Pull out from the material below all lines with "styles".

↓↓↓

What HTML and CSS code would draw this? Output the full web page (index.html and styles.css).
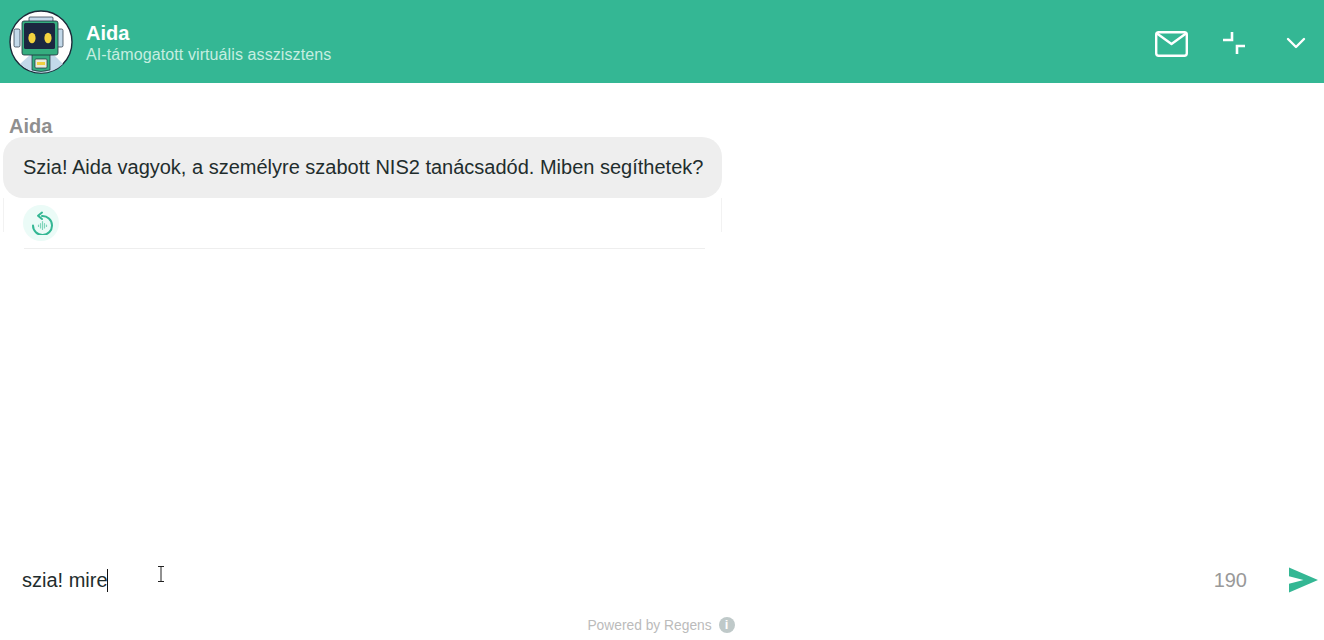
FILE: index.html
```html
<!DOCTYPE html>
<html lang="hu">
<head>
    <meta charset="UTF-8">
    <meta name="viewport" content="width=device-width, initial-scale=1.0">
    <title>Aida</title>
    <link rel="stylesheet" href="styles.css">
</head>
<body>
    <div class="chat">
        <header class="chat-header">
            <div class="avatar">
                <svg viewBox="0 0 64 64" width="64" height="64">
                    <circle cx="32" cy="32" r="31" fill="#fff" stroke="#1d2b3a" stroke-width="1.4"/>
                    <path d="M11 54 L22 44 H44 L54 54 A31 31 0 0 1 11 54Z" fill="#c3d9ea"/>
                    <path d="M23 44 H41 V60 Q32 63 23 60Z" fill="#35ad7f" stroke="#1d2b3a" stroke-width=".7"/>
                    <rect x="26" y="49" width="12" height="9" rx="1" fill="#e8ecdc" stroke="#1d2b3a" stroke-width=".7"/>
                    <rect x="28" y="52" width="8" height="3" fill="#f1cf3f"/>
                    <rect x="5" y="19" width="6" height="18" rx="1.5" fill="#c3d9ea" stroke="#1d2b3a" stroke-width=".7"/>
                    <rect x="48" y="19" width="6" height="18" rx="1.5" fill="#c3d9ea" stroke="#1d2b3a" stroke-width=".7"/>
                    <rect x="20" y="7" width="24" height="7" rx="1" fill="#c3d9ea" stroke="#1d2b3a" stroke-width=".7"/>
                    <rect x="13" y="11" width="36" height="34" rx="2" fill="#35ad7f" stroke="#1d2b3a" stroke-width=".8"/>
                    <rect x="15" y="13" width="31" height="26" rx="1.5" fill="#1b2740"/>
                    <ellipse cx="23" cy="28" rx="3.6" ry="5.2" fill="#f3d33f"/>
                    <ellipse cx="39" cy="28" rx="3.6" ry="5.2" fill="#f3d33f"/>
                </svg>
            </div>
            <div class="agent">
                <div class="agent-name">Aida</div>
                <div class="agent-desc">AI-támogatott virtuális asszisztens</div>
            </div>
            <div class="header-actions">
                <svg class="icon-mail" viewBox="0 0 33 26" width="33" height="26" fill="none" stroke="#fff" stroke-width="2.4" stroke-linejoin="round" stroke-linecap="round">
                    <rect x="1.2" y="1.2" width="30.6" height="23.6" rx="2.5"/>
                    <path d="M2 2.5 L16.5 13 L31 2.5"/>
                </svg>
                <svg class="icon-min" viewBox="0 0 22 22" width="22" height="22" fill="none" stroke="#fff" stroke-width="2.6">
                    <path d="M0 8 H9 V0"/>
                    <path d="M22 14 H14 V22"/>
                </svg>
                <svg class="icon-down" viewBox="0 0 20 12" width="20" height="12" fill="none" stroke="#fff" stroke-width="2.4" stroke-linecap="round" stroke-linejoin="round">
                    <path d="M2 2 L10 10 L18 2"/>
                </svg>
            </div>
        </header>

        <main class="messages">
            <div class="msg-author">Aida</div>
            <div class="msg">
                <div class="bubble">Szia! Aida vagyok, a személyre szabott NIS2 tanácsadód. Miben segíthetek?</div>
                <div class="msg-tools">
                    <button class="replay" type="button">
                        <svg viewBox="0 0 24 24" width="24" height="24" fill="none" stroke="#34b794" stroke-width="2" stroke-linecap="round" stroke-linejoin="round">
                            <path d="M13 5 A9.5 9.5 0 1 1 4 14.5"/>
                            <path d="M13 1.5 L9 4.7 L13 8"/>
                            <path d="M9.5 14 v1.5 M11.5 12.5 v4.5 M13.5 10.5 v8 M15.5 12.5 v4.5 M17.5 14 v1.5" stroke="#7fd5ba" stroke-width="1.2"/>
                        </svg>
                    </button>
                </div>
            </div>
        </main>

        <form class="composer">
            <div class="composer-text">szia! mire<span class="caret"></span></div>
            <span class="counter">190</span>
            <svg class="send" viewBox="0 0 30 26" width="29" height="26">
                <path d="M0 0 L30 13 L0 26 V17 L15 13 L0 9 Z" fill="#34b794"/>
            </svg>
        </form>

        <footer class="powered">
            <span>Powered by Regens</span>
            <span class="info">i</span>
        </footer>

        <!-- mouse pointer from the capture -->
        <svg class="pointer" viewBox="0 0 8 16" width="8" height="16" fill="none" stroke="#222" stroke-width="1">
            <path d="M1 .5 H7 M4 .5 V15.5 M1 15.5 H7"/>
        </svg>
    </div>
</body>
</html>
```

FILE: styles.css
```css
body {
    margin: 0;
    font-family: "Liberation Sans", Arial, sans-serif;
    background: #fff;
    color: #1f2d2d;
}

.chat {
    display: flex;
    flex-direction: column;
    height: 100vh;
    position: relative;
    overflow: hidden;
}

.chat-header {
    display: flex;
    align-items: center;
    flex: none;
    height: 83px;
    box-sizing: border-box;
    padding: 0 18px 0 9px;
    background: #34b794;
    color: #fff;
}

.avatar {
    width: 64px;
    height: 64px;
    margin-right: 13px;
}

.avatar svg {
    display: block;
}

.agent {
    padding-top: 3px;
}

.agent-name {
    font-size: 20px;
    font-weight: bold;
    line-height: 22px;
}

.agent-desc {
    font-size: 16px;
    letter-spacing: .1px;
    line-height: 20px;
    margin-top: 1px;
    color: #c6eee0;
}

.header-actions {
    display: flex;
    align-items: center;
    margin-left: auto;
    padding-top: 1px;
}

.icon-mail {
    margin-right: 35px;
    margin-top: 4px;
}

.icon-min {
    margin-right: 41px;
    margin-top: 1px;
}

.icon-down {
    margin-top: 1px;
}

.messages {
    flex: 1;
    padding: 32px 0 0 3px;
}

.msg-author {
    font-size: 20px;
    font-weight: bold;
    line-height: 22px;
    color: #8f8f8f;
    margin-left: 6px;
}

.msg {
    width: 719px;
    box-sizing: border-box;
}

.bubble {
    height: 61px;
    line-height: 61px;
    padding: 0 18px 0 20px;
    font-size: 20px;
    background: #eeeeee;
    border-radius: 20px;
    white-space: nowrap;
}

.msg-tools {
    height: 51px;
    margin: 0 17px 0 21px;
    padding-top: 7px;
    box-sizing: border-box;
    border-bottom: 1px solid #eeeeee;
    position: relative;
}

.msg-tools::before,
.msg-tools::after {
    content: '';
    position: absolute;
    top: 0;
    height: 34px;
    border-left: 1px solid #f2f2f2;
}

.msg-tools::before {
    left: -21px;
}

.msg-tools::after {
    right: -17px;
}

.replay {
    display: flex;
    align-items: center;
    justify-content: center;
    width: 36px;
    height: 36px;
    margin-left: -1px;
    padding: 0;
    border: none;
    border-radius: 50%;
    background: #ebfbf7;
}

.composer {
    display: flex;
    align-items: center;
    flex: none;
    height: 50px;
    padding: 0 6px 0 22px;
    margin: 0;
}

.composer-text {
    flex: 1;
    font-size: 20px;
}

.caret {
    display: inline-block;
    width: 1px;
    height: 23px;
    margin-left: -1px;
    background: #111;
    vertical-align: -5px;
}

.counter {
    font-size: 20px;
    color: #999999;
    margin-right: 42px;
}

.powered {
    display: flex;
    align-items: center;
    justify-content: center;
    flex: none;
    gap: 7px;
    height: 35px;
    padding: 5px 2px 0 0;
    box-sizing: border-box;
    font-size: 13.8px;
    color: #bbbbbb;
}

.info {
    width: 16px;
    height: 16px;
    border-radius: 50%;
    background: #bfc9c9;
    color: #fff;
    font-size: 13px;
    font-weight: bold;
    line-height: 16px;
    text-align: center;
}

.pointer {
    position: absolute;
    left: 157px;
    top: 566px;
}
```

↑↑↑

▶ _FULL RESPONSE_
What HTML and CSS code would draw this? Output the full web page (index.html and styles.css).
    <link rel="stylesheet" href="styles.css">
FILE: styles.css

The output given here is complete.